▶ _DATASET EXCERPT_
start

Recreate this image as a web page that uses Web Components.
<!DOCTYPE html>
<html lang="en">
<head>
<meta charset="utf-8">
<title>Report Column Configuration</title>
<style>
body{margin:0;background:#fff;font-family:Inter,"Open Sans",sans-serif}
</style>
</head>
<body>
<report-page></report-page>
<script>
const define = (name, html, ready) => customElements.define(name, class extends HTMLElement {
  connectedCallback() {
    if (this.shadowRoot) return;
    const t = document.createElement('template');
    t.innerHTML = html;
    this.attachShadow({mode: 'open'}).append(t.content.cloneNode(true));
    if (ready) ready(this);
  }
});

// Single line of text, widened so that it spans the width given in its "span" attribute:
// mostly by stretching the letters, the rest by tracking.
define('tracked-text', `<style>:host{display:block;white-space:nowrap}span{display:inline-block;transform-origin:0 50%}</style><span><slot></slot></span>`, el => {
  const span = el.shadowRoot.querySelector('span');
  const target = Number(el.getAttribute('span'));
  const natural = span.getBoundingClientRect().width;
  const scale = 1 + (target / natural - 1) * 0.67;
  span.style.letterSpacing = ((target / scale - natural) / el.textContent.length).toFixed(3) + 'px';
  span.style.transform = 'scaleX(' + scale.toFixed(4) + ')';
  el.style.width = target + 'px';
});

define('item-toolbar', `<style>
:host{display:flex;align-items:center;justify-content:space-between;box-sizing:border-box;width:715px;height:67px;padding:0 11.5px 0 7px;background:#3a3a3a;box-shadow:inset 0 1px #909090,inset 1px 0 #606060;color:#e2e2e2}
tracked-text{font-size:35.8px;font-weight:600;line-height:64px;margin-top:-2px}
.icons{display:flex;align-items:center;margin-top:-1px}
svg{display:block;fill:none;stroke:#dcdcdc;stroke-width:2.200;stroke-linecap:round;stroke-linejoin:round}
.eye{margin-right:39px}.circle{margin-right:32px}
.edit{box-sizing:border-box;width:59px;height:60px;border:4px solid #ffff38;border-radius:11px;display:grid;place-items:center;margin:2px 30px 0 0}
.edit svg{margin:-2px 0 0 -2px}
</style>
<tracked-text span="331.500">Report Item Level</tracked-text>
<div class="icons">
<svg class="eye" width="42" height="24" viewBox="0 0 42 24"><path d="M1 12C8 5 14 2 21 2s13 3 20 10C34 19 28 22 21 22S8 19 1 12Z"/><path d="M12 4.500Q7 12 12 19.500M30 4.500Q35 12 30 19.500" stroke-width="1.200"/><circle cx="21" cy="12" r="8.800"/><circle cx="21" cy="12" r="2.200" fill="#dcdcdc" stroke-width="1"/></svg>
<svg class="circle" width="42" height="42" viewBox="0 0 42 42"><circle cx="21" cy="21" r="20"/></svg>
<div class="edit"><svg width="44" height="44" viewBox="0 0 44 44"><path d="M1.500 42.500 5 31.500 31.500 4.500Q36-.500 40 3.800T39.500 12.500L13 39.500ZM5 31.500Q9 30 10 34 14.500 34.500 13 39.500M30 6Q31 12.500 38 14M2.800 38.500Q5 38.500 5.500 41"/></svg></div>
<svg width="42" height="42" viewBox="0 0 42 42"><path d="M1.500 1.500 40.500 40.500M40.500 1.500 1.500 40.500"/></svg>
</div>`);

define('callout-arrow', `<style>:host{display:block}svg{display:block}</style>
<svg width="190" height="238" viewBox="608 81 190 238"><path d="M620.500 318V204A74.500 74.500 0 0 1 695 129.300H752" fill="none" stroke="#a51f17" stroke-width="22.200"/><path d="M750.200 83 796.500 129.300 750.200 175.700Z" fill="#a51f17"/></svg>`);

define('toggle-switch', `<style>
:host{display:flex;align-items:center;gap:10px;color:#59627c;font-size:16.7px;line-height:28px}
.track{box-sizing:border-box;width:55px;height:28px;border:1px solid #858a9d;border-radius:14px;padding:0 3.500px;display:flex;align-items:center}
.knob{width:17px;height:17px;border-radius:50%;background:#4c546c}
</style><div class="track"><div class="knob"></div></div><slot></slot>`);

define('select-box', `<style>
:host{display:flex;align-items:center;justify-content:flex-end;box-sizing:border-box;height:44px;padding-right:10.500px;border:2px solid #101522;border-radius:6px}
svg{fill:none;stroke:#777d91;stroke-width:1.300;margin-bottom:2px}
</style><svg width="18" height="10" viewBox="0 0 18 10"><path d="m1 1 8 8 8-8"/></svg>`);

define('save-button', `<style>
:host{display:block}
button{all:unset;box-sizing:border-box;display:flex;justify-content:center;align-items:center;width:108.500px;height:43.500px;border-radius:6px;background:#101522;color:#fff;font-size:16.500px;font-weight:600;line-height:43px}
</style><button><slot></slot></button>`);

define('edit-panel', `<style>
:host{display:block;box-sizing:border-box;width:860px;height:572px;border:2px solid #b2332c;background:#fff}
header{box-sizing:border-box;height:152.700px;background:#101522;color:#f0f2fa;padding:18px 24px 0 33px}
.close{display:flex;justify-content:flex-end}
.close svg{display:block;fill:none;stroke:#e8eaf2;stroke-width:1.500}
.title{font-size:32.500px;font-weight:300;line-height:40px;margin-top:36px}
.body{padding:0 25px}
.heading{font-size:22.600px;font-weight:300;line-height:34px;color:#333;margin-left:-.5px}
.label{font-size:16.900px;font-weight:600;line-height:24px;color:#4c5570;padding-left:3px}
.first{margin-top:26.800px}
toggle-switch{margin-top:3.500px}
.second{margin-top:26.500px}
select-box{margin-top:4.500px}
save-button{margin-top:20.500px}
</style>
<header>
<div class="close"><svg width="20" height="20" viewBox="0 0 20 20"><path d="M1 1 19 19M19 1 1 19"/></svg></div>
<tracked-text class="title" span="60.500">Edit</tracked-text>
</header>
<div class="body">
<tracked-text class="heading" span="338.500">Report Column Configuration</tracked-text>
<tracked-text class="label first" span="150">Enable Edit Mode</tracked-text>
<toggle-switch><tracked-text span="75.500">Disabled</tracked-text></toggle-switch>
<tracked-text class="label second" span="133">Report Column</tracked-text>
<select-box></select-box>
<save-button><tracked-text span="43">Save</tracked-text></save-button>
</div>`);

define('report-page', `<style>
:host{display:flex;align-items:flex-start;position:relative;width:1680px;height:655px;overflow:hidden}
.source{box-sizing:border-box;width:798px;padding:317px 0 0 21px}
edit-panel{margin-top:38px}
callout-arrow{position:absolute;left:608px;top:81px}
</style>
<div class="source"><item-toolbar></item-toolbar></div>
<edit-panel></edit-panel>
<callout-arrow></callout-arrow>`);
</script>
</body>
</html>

end

▶ _SHORT PROBLEM_
Your task is to print the whole listing again exactly.

▶ _REPLY_
Recreate this image as a web page that uses Web Components.
<!DOCTYPE html>
<html lang="en">
<head>
<meta charset="utf-8">
<title>Report Column Configuration</title>
<style>
body{margin:0;background:#fff;font-family:Inter,"Open Sans",sans-serif}
</style>
</head>
<body>
<report-page></report-page>
<script>
const define = (name, html, ready) => customElements.define(name, class extends HTMLElement {
  connectedCallback() {
    if (this.shadowRoot) return;
    const t = document.createElement('template');
    t.innerHTML = html;
    this.attachShadow({mode: 'open'}).append(t.content.cloneNode(true));
    if (ready) ready(this);
  }
});

// Single line of text, widened so that it spans the width given in its "span" attribute:
// mostly by stretching the letters, the rest by tracking.
define('tracked-text', `<style>:host{display:block;white-space:nowrap}span{display:inline-block;transform-origin:0 50%}</style><span><slot></slot></span>`, el => {
  const span = el.shadowRoot.querySelector('span');
  const target = Number(el.getAttribute('span'));
  const natural = span.getBoundingClientRect().width;
  const scale = 1 + (target / natural - 1) * 0.67;
  span.style.letterSpacing = ((target / scale - natural) / el.textContent.length).toFixed(3) + 'px';
  span.style.transform = 'scaleX(' + scale.toFixed(4) + ')';
  el.style.width = target + 'px';
});

define('item-toolbar', `<style>
:host{display:flex;align-items:center;justify-content:space-between;box-sizing:border-box;width:715px;height:67px;padding:0 11.5px 0 7px;background:#3a3a3a;box-shadow:inset 0 1px #909090,inset 1px 0 #606060;color:#e2e2e2}
tracked-text{font-size:35.8px;font-weight:600;line-height:64px;margin-top:-2px}
.icons{display:flex;align-items:center;margin-top:-1px}
svg{display:block;fill:none;stroke:#dcdcdc;stroke-width:2.200;stroke-linecap:round;stroke-linejoin:round}
.eye{margin-right:39px}.circle{margin-right:32px}
.edit{box-sizing:border-box;width:59px;height:60px;border:4px solid #ffff38;border-radius:11px;display:grid;place-items:center;margin:2px 30px 0 0}
.edit svg{margin:-2px 0 0 -2px}
</style>
<tracked-text span="331.500">Report Item Level</tracked-text>
<div class="icons">
<svg class="eye" width="42" height="24" viewBox="0 0 42 24"><path d="M1 12C8 5 14 2 21 2s13 3 20 10C34 19 28 22 21 22S8 19 1 12Z"/><path d="M12 4.500Q7 12 12 19.500M30 4.500Q35 12 30 19.500" stroke-width="1.200"/><circle cx="21" cy="12" r="8.800"/><circle cx="21" cy="12" r="2.200" fill="#dcdcdc" stroke-width="1"/></svg>
<svg class="circle" width="42" height="42" viewBox="0 0 42 42"><circle cx="21" cy="21" r="20"/></svg>
<div class="edit"><svg width="44" height="44" viewBox="0 0 44 44"><path d="M1.500 42.500 5 31.500 31.500 4.500Q36-.500 40 3.800T39.500 12.500L13 39.500ZM5 31.500Q9 30 10 34 14.500 34.500 13 39.500M30 6Q31 12.500 38 14M2.800 38.500Q5 38.500 5.500 41"/></svg></div>
<svg width="42" height="42" viewBox="0 0 42 42"><path d="M1.500 1.500 40.500 40.500M40.500 1.500 1.500 40.500"/></svg>
</div>`);

define('callout-arrow', `<style>:host{display:block}svg{display:block}</style>
<svg width="190" height="238" viewBox="608 81 190 238"><path d="M620.500 318V204A74.500 74.500 0 0 1 695 129.300H752" fill="none" stroke="#a51f17" stroke-width="22.200"/><path d="M750.200 83 796.500 129.300 750.200 175.700Z" fill="#a51f17"/></svg>`);

define('toggle-switch', `<style>
:host{display:flex;align-items:center;gap:10px;color:#59627c;font-size:16.7px;line-height:28px}
.track{box-sizing:border-box;width:55px;height:28px;border:1px solid #858a9d;border-radius:14px;padding:0 3.500px;display:flex;align-items:center}
.knob{width:17px;height:17px;border-radius:50%;background:#4c546c}
</style><div class="track"><div class="knob"></div></div><slot></slot>`);

define('select-box', `<style>
:host{display:flex;align-items:center;justify-content:flex-end;box-sizing:border-box;height:44px;padding-right:10.500px;border:2px solid #101522;border-radius:6px}
svg{fill:none;stroke:#777d91;stroke-width:1.300;margin-bottom:2px}
</style><svg width="18" height="10" viewBox="0 0 18 10"><path d="m1 1 8 8 8-8"/></svg>`);

define('save-button', `<style>
:host{display:block}
button{all:unset;box-sizing:border-box;display:flex;justify-content:center;align-items:center;width:108.500px;height:43.500px;border-radius:6px;background:#101522;color:#fff;font-size:16.500px;font-weight:600;line-height:43px}
</style><button><slot></slot></button>`);

define('edit-panel', `<style>
:host{display:block;box-sizing:border-box;width:860px;height:572px;border:2px solid #b2332c;background:#fff}
header{box-sizing:border-box;height:152.700px;background:#101522;color:#f0f2fa;padding:18px 24px 0 33px}
.close{display:flex;justify-content:flex-end}
.close svg{display:block;fill:none;stroke:#e8eaf2;stroke-width:1.500}
.title{font-size:32.500px;font-weight:300;line-height:40px;margin-top:36px}
.body{padding:0 25px}
.heading{font-size:22.600px;font-weight:300;line-height:34px;color:#333;margin-left:-.5px}
.label{font-size:16.900px;font-weight:600;line-height:24px;color:#4c5570;padding-left:3px}
.first{margin-top:26.800px}
toggle-switch{margin-top:3.500px}
.second{margin-top:26.500px}
select-box{margin-top:4.500px}
save-button{margin-top:20.500px}
</style>
<header>
<div class="close"><svg width="20" height="20" viewBox="0 0 20 20"><path d="M1 1 19 19M19 1 1 19"/></svg></div>
<tracked-text class="title" span="60.500">Edit</tracked-text>
</header>
<div class="body">
<tracked-text class="heading" span="338.500">Report Column Configuration</tracked-text>
<tracked-text class="label first" span="150">Enable Edit Mode</tracked-text>
<toggle-switch><tracked-text span="75.500">Disabled</tracked-text></toggle-switch>
<tracked-text class="label second" span="133">Report Column</tracked-text>
<select-box></select-box>
<save-button><tracked-text span="43">Save</tracked-text></save-button>
</div>`);

define('report-page', `<style>
:host{display:flex;align-items:flex-start;position:relative;width:1680px;height:655px;overflow:hidden}
.source{box-sizing:border-box;width:798px;padding:317px 0 0 21px}
edit-panel{margin-top:38px}
callout-arrow{position:absolute;left:608px;top:81px}
</style>
<div class="source"><item-toolbar></item-toolbar></div>
<edit-panel></edit-panel>
<callout-arrow></callout-arrow>`);
</script>
</body>
</html>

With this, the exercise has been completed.